Example 3 — Synced Tabs#

When multiple tabs shortcodes share the same group name, they become synced — selecting a tab in one set will automatically select the corresponding tab in the other set.

markdown (set 1)
{{< tabs group="example-synced">}}
{{< tab title="Tab One" >}}
This is the content of **Tab One** within tabs group=example-synced.
{{< /tab >}}

{{< tab title="Tab Two" >}}
This is the content of **Tab Two** within tabs group=example-synced.
{{< /tab >}}

{{< tab title="Tab Three" >}}
This is the content of **Tab Three** within tabs group=example-synced.
{{< /tab >}}
{{< /tabs >}}

This is the content of Tab One within tabs group=example-synced.
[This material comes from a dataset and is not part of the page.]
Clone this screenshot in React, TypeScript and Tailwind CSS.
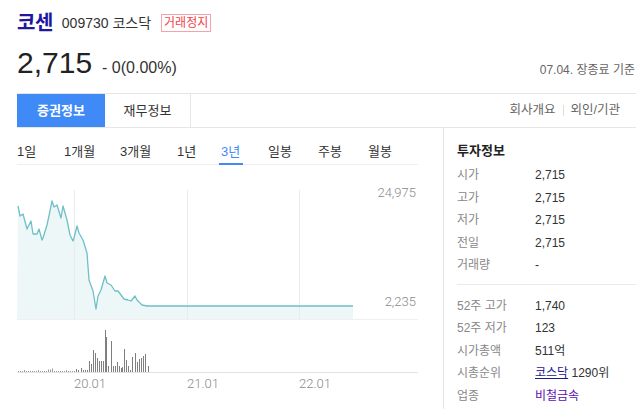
import React from 'react';

const linePts: [number, number][] = [
  [18, 208], [20, 218], [23, 216], [27, 231], [31, 223], [33, 236], [37, 236], [39, 231],
  [42, 242], [43, 240], [47, 227], [50, 213], [52, 203], [54, 209], [57, 207], [61, 220],
  [63, 208], [67, 222], [70, 237], [73, 243], [74, 240], [77, 228], [79, 235], [83, 242],
  [87, 255], [89, 282], [93, 293], [96, 311], [98, 298], [101, 292], [105, 278], [107, 285],
  [111, 287], [115, 293], [118, 293], [124, 301], [128, 302], [131, 303], [135, 298],
  [137, 302], [142, 307], [147, 308], [353, 308],
];

// x, height (zoomed reference / 3)
const volBars: [number, number][] = [
  [76, 3], [78, 2], [81, 4], [83, 2], [85, 2], [87, 2], [89, 11], [91, 8], [93, 22], [95, 19],
  [97, 14], [99, 11], [101, 11], [103, 11], [105, 42], [106, 35], [108, 6], [111, 31], [113, 6],
  [115, 6], [117, 10], [119, 6], [121, 4], [122, 5], [124, 23], [126, 12], [128, 6], [130, 2],
  [132, 15], [135, 19], [137, 10], [139, 13], [141, 14], [143, 16], [145, 18], [148, 6],
];

const tinyBars: number[] = [];
for (let x = 18; x < 75; x += 2) tinyBars.push(x);

const periods = [
  { label: '1일', cls: 'w-[47px]' },
  { label: '1개월', cls: 'w-[56px]' },
  { label: '3개월', cls: 'w-[57px]' },
  { label: '1년', cls: 'w-[44px]' },
  { label: '3년', cls: 'w-[47px]', active: true },
  { label: '일봉', cls: 'w-[50px]' },
  { label: '주봉', cls: 'w-[50px]' },
  { label: '월봉', cls: 'w-[50px]' },
];

function Chart() {
  const line = linePts.map(([x, y]) => `${x},${y}`).join(' ');
  const area = `17,321 ${line} 353,321`;
  return (
    <svg width={443} height={243} viewBox="0 167 443 243" className="block">
      <polygon points={area} fill="#eef7f7" />
      {[74, 187, 299].map((x) => (
        <line key={x} x1={x + 0.5} y1={192} x2={x + 0.5} y2={321} stroke="#e6eded" strokeWidth={1} />
      ))}
      <polyline points={line} fill="none" stroke="#6fbfc8" strokeWidth={1.3} strokeLinejoin="round" />
      <line x1={17} y1={321.5} x2={418} y2={321.5} stroke="#f0f0f0" />
      <text x={416} y={199} textAnchor="end" fontSize={13} fill="#8a8a8a" fontFamily="Roboto, sans-serif" fontWeight={300}>24,975</text>
      <text x={416} y={308} textAnchor="end" fontSize={13} fill="#8a8a8a" fontFamily="Roboto, sans-serif" fontWeight={300}>2,235</text>
      {tinyBars.map((x, i) => (
        <line key={'t' + x} x1={x + 0.5} y1={374} x2={x + 0.5} y2={374 - (i % 7 === 3 ? 2 : 1) - (x > 46 && x < 54 ? 1.5 : 0)} stroke="#9a9a9a" />
      ))}
      {volBars.map(([x, h]) => (
        <line key={'v' + x} x1={x + 0.5} y1={374} x2={x + 0.5} y2={374 - h} stroke="#7f7f7f" />
      ))}
      <line x1={17} y1={374.5} x2={418} y2={374.5} stroke="#e2e2e2" />
      {[
        [74, '20.01'],
        [187, '21.01'],
        [299, '22.01'],
      ].map(([x, t]) => (
        <text key={t as string} x={x as number} y={390} fontSize={13} fill="#8a8a8a" fontFamily="Roboto, sans-serif" fontWeight={300}>
          {t}
        </text>
      ))}
    </svg>
  );
}

function InfoRow({ label, children }: { label: string; children: React.ReactNode }) {
  return (
    <div className="flex h-[22.5px] items-center text-[12px]">
      <span className="w-[78px] text-[#888]">{label}</span>
      <span className="text-[#333]">{children}</span>
    </div>
  );
}

export default function App() {
  return (
    <div
      className="w-[636px] h-[410px] overflow-hidden bg-white text-[#333]"
      style={{ fontFamily: '"Liberation Sans", "Noto Sans CJK KR", sans-serif' }}
    >
      {/* 종목 헤더 */}
      <div className="pl-[17px] pt-[11px]">
        <div className="flex items-center h-[24px]">
          <span className="text-[20px] font-bold text-[#2016a0] tracking-[-0.5px]">코센</span>
          <span className="ml-[9px] text-[14px] text-[#333]">009730 코스닥</span>
          <span className="ml-[10px] h-[18px] px-[2px] border border-[#f5a3a6] text-[12px] leading-[16px] text-[#f2434a]">
            거래정지
          </span>
        </div>
        <div className="flex items-end mt-[9px] h-[34px]">
          <span className="text-[30px] leading-[30px] text-[#222]">2,715</span>
          <span className="ml-[10px] text-[16px] leading-[18px] text-[#333] mb-[1px]">- 0(0.00%)</span>
          <span className="ml-auto mr-[1px] text-[12px] text-[#666] mb-[-1px]">07.04. 장종료 기준</span>
        </div>
      </div>

      {/* 탭 */}
      <div className="ml-[17px] mt-[15px] flex h-[35px] border-t border-b border-[#e6e6e6]">
        <div className="w-[88px] bg-[#3f8af6] text-white font-bold text-[13px] flex items-center justify-center">
          증권정보
        </div>
        <div className="w-[86px] border-r border-[#e6e6e6] text-[13px] text-[#333] flex items-center justify-center">
          재무정보
        </div>
        <div className="ml-auto mr-[16px] flex items-center text-[12.5px] text-[#666]">
          <span>회사개요</span>
          <span className="mx-[7px] h-[11px] w-px bg-[#ddd]" />
          <span>외인/기관</span>
        </div>
      </div>

      <div className="flex">
        {/* 차트 */}
        <div className="w-[443px] pl-[17px]">
          <div className="flex h-[37px] w-[401px] pt-[12px] border-b border-[#eeeeee]">
            {periods.map((p) => (
              <div key={p.label} className={`${p.cls} relative flex items-center text-[13px]`}>
                <span className={p.active ? 'text-[#3f8af6]' : 'text-[#333]'}>{p.label}</span>
                {p.active && <span className="absolute left-[-2px] bottom-[-1px] h-[2px] w-[24px] bg-[#3f8af6]" />}
              </div>
            ))}
          </div>
          <div className="ml-[-17px]">
            <Chart />
          </div>
        </div>

        {/* 투자정보 */}
        <div className="flex-1 border-l border-[#e6e6e6] pl-[13px] pt-[14px] h-[281px]">
          <div className="text-[13px] font-bold text-[#222] h-[18px] leading-[18px]">투자정보</div>
          <div className="mt-[4px]">
            <InfoRow label="시가">2,715</InfoRow>
            <InfoRow label="고가">2,715</InfoRow>
            <InfoRow label="저가">2,715</InfoRow>
            <InfoRow label="전일">2,715</InfoRow>
            <InfoRow label="거래량">-</InfoRow>
          </div>
          <div className="mt-[7px] border-t border-[#eaeaea]" />
          <div className="mt-[10px]">
            <InfoRow label="52주 고가">1,740</InfoRow>
            <InfoRow label="52주 저가">123</InfoRow>
            <InfoRow label="시가총액">511억</InfoRow>
            <InfoRow label="시총순위">
              <span className="underline text-[#1a1a8c]">코스닥</span> 1290위
            </InfoRow>
            <InfoRow label="업종">
              <span className="text-[#5a0fb0]">비철금속</span>
            </InfoRow>
          </div>
        </div>
      </div>
    </div>
  );
}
This is the content of Tab Two within tabs group=example-synced.

This is the content of Tab Three within tabs group=example-synced.

markdown (set 2)
{{< tabs group="example-synced" >}}
{{< tab title="Tab One" >}}
This is the content of ++another++ **Tab One** within tabs group=example-synced.
{{< /tab >}}

{{< tab title="Tab Two" >}}
This is the content of ++another++ **Tab Two** within tabs group=example-synced.
{{< /tab >}}

{{< /tabs >}}

This is the content of another Tab One within tabs group=example-synced.

This is the content of another Tab Two within tabs group=example-synced.